Why Candlestick Charts Matter

Whether you trade stocks, forex, or cryptocurrency, you'll almost certainly encounter candlestick charts. They originated in Japan centuries ago and remain the preferred charting method for traders worldwide because they pack more information into a single visual element than any other chart type.

Learning to read candlestick charts is one of the most valuable skills you can develop as a trader. This guide will show you exactly how they work and which patterns to watch for.

Anatomy of a Single Candlestick

Each candlestick represents price action over a specific time period — a 1-minute candle shows one minute of trading; a daily candle shows one full trading day. Every candle contains four pieces of information:

  • Open: The price at which the period began.
  • Close: The price at which the period ended.
  • High: The highest price reached during the period.
  • Low: The lowest price reached during the period.

The thick body of the candle represents the range between the open and close. The thin lines above and below the body are called wicks or shadows, and they show the high and low. A green (or white) candle means price closed higher than it opened — bullish. A red (or black) candle means price closed lower than it opened — bearish.

What Candle Shape Tells You

Long Body

A candle with a long body indicates strong conviction. A long green candle shows strong buying pressure; a long red candle shows strong selling pressure.

Long Wicks

Long upper wicks indicate that buyers pushed price up but sellers took control and pushed it back down — a sign of rejection at higher prices. Long lower wicks suggest buyers stepped in to defend lower prices.

Doji

A doji has virtually no body — the open and close are almost the same price. This signals indecision in the market and can often precede a reversal, especially after a strong trend.

Key Candlestick Patterns to Know

Hammer & Hanging Man

A hammer has a small body at the top and a long lower wick. When it appears after a downtrend, it signals potential bullish reversal — buyers absorbed selling pressure and pushed price back up. A hanging man looks identical but appears at the top of an uptrend, signalling a potential reversal to the downside.

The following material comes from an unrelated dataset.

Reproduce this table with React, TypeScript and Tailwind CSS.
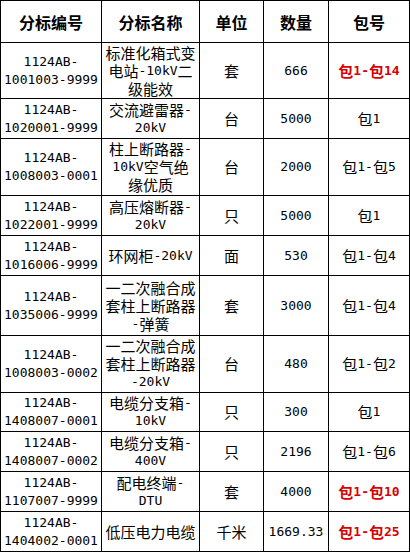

Bullish & Bearish Engulfing

An engulfing pattern is a two-candle formation. In a bullish engulfing, a large green candle completely "engulfs" the previous red candle, indicating buyers have taken control. In a bearish engulfing, the opposite occurs at the top of an uptrend.

Morning Star & Evening Star

These are three-candle reversal patterns. The morning star (a bullish reversal at the bottom of a downtrend) consists of a long red candle, a small-bodied candle (the "star"), and a long green candle. The evening star is the bearish equivalent at the top of an uptrend.

Pin Bar (Shooting Star / Inverted Hammer)

A shooting star has a small body at the bottom and a long upper wick — it indicates rejection of higher prices and often precedes a drop. An inverted hammer looks the same but appears in a downtrend, signalling potential bullish reversal.

Context Is Everything

It's critical to understand that no candlestick pattern works in isolation. The same pattern can mean very different things depending on:

  • Where it appears in the overall trend
  • Whether it forms at a significant support or resistance level
  • The trading volume accompanying the pattern
  • The timeframe being analysed

Putting It Into Practice

Start by observing candlestick patterns on a demo chart without trading real money. Identify patterns, note where they appear in the trend, and track what happens next. Over time, you'll develop an intuitive understanding of how price behaves — and that pattern recognition is what separates effective traders from guessers.